**Written exercise**
Pick every line from the data that holds the word "React".

** start Given data **

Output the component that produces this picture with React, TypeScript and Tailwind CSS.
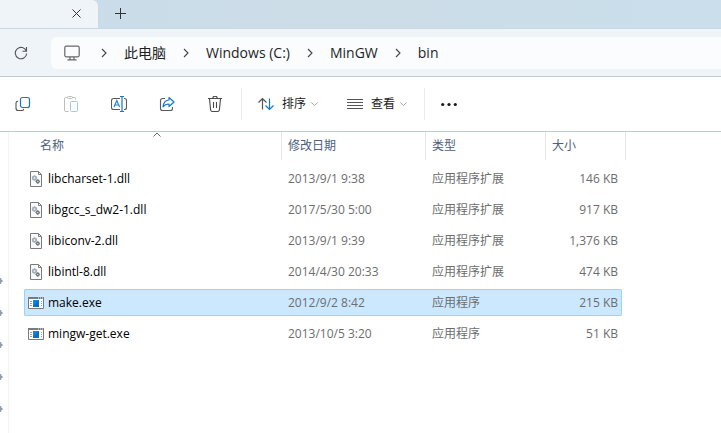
import React, { useState } from 'react';

interface FileItem {
  name: string;
  date: string;
  type: string;
  size: string;
  kind: 'dll' | 'exe';
}

const files: FileItem[] = [
  { name: 'libcharset-1.dll', date: '2013/9/1 9:38', type: '应用程序扩展', size: '146 KB', kind: 'dll' },
  { name: 'libgcc_s_dw2-1.dll', date: '2017/5/30 5:00', type: '应用程序扩展', size: '917 KB', kind: 'dll' },
  { name: 'libiconv-2.dll', date: '2013/9/1 9:39', type: '应用程序扩展', size: '1,376 KB', kind: 'dll' },
  { name: 'libintl-8.dll', date: '2014/4/30 20:33', type: '应用程序扩展', size: '474 KB', kind: 'dll' },
  { name: 'make.exe', date: '2012/9/2 8:42', type: '应用程序', size: '215 KB', kind: 'exe' },
  { name: 'mingw-get.exe', date: '2013/10/5 3:20', type: '应用程序', size: '51 KB', kind: 'exe' },
];

const crumbs = ['此电脑', 'Windows (C:)', 'MinGW', 'bin'];
const pins = [1, 2, 3, 4, 5];

function Chevron({ className }: { className: string }) {
  return (
    <svg className={className} viewBox="0 0 8 10" fill="none" stroke="currentColor" strokeWidth="1.1" aria-hidden="true">
      <path d="M2 1l4 4-4 4" />
    </svg>
  );
}

function DllIcon() {
  return (
    <svg className="h-4 w-4 shrink-0" viewBox="0 0 16 16" fill="none" aria-hidden="true">
      <path d="M2.5.5h8l3 3v12h-11z" fill="#fafafa" stroke="#7b7b7b" />
      <path d="M10.5.5v3h3" stroke="#7b7b7b" />
      <circle cx="6.5" cy="7" r="1.7" stroke="#a3afba" strokeWidth="1.7" />
      <path d="M6.5 4.300v1M6.500 8.700v1M3.800 7h1M8.200 7h1M4.600 5.100l.7.7M8.400 5.100l-.7.7M4.600 8.900l.7-.7" stroke="#a3afba" />
      <circle cx="9.800" cy="10.500" r="1.300" fill="#fff" stroke="#6f7b87" strokeWidth="1.400" />
      <path d="M9.800 8.200v.8M9.800 12v.8M7.500 10.500h.8M11.300 10.500h.8" stroke="#6f7b87" />
    </svg>
  );
}

function ExeIcon() {
  return (
    <svg className="h-4 w-4 shrink-0" viewBox="0 0 16 16" fill="none" aria-hidden="true">
      <path d="M.5 2.5h15v11H.5z" fill="#fff" stroke="#7a7a7a" />
      <path d="M0 2h16v2H0z" fill="#7a7a7a" />
      <path d="M10 3h1M12 3h1M14 3h1" stroke="#eee" />
      <path d="M2 6.5h2M2 8.5h2M2 10.5h2M13 6.5h1M13 8.5h1M13 10.5h1" stroke="#9a9a9a" />
      <path d="M5 5h6v7H5z" fill="#0a6cc7" />
      <path d="M5 5h6L5 11z" fill="#1581db" />
    </svg>
  );
}

function CopyIcon() {
  return (
    <svg className="h-4 w-4" viewBox="0 0 16 16" fill="none" aria-hidden="true">
      <path d="M3.2 5.2H3A2 2 0 0 0 1 7.2v5A2.3 2.3 0 0 0 3.3 14.5h3.4A2 2 0 0 0 8.7 12.8" stroke="#555" strokeWidth="1.1" />
      <rect x="5.5" y="1.5" width="9" height="10" rx="2" stroke="#1478cf" strokeWidth="1.2" />
    </svg>
  );
}

function PasteIcon() {
  return (
    <svg className="h-4 w-4" viewBox="0 0 16 16" fill="none" aria-hidden="true">
      <path d="M4.5 1.5h-2a1 1 0 0 0-1 1v12a1 1 0 0 0 1 1h3M9.5 1.5h2a1 1 0 0 1 1 1v1" stroke="#bcbcbc" />
      <rect x="4.5" y=".5" width="5" height="2" rx="1" stroke="#bcbcbc" />
      <rect x="7.5" y="5.5" width="7" height="10" rx="1" stroke="#9ccbec" />
    </svg>
  );
}

function RenameIcon() {
  return (
    <svg className="h-4 w-4" viewBox="0 0 16 16" fill="none" aria-hidden="true">
      <path d="M9 2.5H2.500a2 2 0 0 0-2 2v7a2 2 0 0 0 2 2H9M13 2.5h.5a2 2 0 0 1 2 2v7a2 2 0 0 1-2 2H13" stroke="#5a5a5a" strokeWidth="1.1" />
      <path d="M3 11l2.8-6.500L8.600 11M3.900 9h3.800" stroke="#2b85d4" strokeWidth="1.2" />
      <path d="M11 .5v15M9 .5h4M9 15.500h4" stroke="#1478cf" strokeWidth="1.2" />
    </svg>
  );
}

function ShareIcon() {
  return (
    <svg className="h-4 w-4" viewBox="0 0 16 16" fill="none" aria-hidden="true">
      <path d="M6 2.5H3.500a2 2 0 0 0-2 2v8a2 2 0 0 0 2 2h8a2 2 0 0 0 2-2V11" stroke="#5a5a5a" strokeWidth="1.1" />
      <path d="M10 1.500l5 4.500-5 4.500V8C7.200 8 5.500 8.800 4 10.800 4.400 7 6.600 4.200 10 4z" stroke="#1478cf" strokeWidth="1.2" strokeLinejoin="round" />
    </svg>
  );
}

function TrashIcon() {
  return (
    <svg className="h-4 w-4" viewBox="0 0 16 16" fill="none" stroke="#4a4a4a" strokeWidth="1.1" aria-hidden="true">
      <path d="M1 2.500h14M5.800 2.300a2.200 2.200 0 0 1 4.400 0M2.500 2.700l1.100 11.100a1.900 1.900 0 0 0 1.900 1.700h5a1.900 1.900 0 0 0 1.900-1.700l1.100-11.100M6.500 6v6M9.500 6v6" />
    </svg>
  );
}

function SortIcon() {
  return (
    <svg className="h-4 w-4" viewBox="0 0 16 16" fill="none" strokeWidth="1.2" aria-hidden="true">
      <path d="M4.5 13.5v-11M.5 6.500l4-4 4 4" stroke="#555" />
      <path d="M11.5 2.5v11M7.500 9.500l4 4 4-4" stroke="#1478cf" />
    </svg>
  );
}

const actions = [
  { label: '复制', icon: <CopyIcon />, disabled: false },
  { label: '粘贴', icon: <PasteIcon />, disabled: true },
  { label: '重命名', icon: <RenameIcon />, disabled: false },
  { label: '共享', icon: <ShareIcon />, disabled: false },
  { label: '删除', icon: <TrashIcon />, disabled: false },
];

function TabBar() {
  return (
    <div className="flex h-7 bg-linear-to-r from-[#c9dcea] via-[#ccdde7] to-[#cadeec]">
      <div className="flex w-[98px] items-center justify-end rounded-tr-md bg-[#eff4f8] pr-4">
        <button aria-label="关闭标签页" className="text-[#333]">
          <svg className="h-[10px] w-[10px]" viewBox="0 0 10 10" fill="none" stroke="currentColor" aria-hidden="true">
            <path d="M.5 .5l8 8M8.500 .5l-8 8" />
          </svg>
        </button>
      </div>
      <button aria-label="新建标签页" className="px-4 text-[#333]">
        <svg className="h-3 w-3" viewBox="0 0 12 12" fill="none" stroke="currentColor" aria-hidden="true">
          <path d="M6.5 0v11M1 5.500h11" />
        </svg>
      </button>
    </div>
  );
}

function AddressBar() {
  return (
    <div className="flex h-12 items-center border-t border-[#c9d9e3] bg-[#eff4f8]">
      <button aria-label="刷新" className="flex w-[51px] shrink-0 pl-[14px] text-[#555]">
        <svg className="h-[14px] w-[14px]" viewBox="0 0 14 14" fill="none" stroke="currentColor" strokeWidth="1.1" aria-hidden="true">
          <path d="M12.4 5.200A5.700 5.700 0 1 0 12.700 7.500M12.500 1v4.300H8.500" />
        </svg>
      </button>
      <nav aria-label="路径" className="flex h-8 flex-1 items-center rounded-l-md bg-[#fafcfe] pl-[13px] text-sm text-[#1f1f1f]">
        <svg className="mr-1 h-4 w-4" viewBox="0 0 16 16" fill="none" stroke="#666" strokeWidth="1.2" aria-hidden="true">
          <rect x=".8" y="1.2" width="14.4" height="10.6" rx="1.5" />
          <path d="M6 12v2.500M10 12v2.500M3.500 14.800h9" />
        </svg>
        {crumbs.map((c) => (
          <React.Fragment key={c}>
            <Chevron className="mx-4 h-[10px] w-2 shrink-0 text-[#444]" />
            <a href="#" className="whitespace-nowrap">{c}</a>
          </React.Fragment>
        ))}
      </nav>
    </div>
  );
}

function Toolbar() {
  return (
    <div className="flex h-14 items-center border-y border-[#b9cad8] bg-white text-xs text-[#1a1a1a]">
      <div className="flex gap-8 pl-[15px]">
        {actions.map((a) => (
          <button key={a.label} aria-label={a.label} disabled={a.disabled}>
            {a.icon}
          </button>
        ))}
      </div>
      <div className="ml-[18px] flex h-8 items-center gap-7 border-x border-[#ebebeb] px-4">
        <button className="flex items-center gap-2 whitespace-nowrap">
          <SortIcon />
          <span>排序</span>
          <Chevron className="-ml-1 h-2 w-[9px] rotate-90 text-[#999]" />
        </button>
        <button className="flex items-center gap-2 whitespace-nowrap">
          <svg className="h-4 w-4" viewBox="0 0 16 16" fill="none" stroke="#555" aria-hidden="true">
            <path d="M0 3.500h16M0 6.500h16M0 9.500h16M0 12.500h16" />
          </svg>
          <span>查看</span>
          <Chevron className="-ml-1 h-2 w-[9px] rotate-90 text-[#999]" />
        </button>
      </div>
      <button aria-label="更多" className="ml-4">
        <svg className="h-4 w-4" viewBox="0 0 16 16" fill="#1a1a1a" aria-hidden="true">
          <circle cx="1.7" cy="8.5" r="1.6" />
          <circle cx="8" cy="8.5" r="1.6" />
          <circle cx="14.3" cy="8.5" r="1.6" />
        </svg>
      </button>
    </div>
  );
}

export default function App() {
  const [selected, setSelected] = useState('make.exe');

  const cell = (name: string) =>
    `flex h-[27px] items-center ${
      name === selected ? 'border-y border-[#99d1ff] bg-[#cce8ff]' : 'border-y border-transparent'
    }`;

  return (
    <div className="flex min-h-screen flex-col overflow-hidden bg-white font-['Open_Sans','Noto_Sans_CJK_SC',sans-serif]">
      <TabBar />
      <AddressBar />
      <Toolbar />

      <div className="flex flex-1">
        {/* Navigation pane */}
        <aside className="w-[9px] shrink-0 overflow-hidden border-r border-[#f3f3f3] pt-[133px]">
          {pins.map((p) => (
            <div key={p} className="flex h-8 items-center">
              <svg className="h-2 w-1" viewBox="0 0 4 8" fill="#949ea8" aria-hidden="true">
                <path d="M0 1h1l.5 1.800L3.200 4 1.500 5.200 1 7H0z" />
              </svg>
            </div>
          ))}
        </aside>

        <main className="min-w-0 flex-1 pl-[15px]">
          <table className="w-[602px] table-fixed border-collapse text-xs text-[#6d6d6d]">
            <colgroup>
              <col className="w-[258px]" />
              <col className="w-[144px]" />
              <col className="w-[120px]" />
              <col className="w-[80px]" />
            </colgroup>
            <thead className="text-left text-[#4c607a]">
              <tr className="align-top">
                <th className="p-0 pb-[3px] font-normal">
                  <div className="relative flex h-7 items-center border-r border-[#e5e5e5] pl-4">
                    名称
                    <svg className="absolute left-[129px] top-0 h-[5px] w-2" viewBox="0 0 8 5" fill="none" stroke="#666" aria-hidden="true">
                      <path d="M.5 4.500L4 1l3.500 3.500" />
                    </svg>
                  </div>
                </th>
                {['修改日期', '类型', '大小'].map((h) => (
                  <th key={h} className="p-0 pb-[3px] font-normal">
                    <div className="flex h-7 items-center border-r border-[#e5e5e5] pl-[6px]">{h}</div>
                  </th>
                ))}
              </tr>
            </thead>
            <tbody className="cursor-default">
              {files.map((f) => (
                <tr key={f.name} onClick={() => setSelected(f.name)} aria-selected={f.name === selected}>
                  <td className="px-0 py-[2px]">
                    <div className={`${cell(f.name)} gap-1 rounded-l-xs border-l pl-[3px] text-black`}>
                      {f.kind === 'dll' ? <DllIcon /> : <ExeIcon />}
                      {f.name}
                    </div>
                  </td>
                  <td className="px-0 py-[2px]">
                    <div className={`${cell(f.name)} pl-[6px]`}>{f.date}</div>
                  </td>
                  <td className="px-0 py-[2px]">
                    <div className={`${cell(f.name)} pl-[6px]`}>{f.type}</div>
                  </td>
                  <td className="py-[2px] pl-0 pr-1">
                    <div className={`${cell(f.name)} justify-end rounded-r-xs border-r pr-[3px]`}>{f.size}</div>
                  </td>
                </tr>
              ))}
            </tbody>
          </table>
        </main>
      </div>
    </div>
  );
}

** end Given data **

**The completed task**
Output the component that produces this picture with React, TypeScript and Tailwind CSS.
import React, { useState } from 'react';
          <React.Fragment key={c}>
          </React.Fragment>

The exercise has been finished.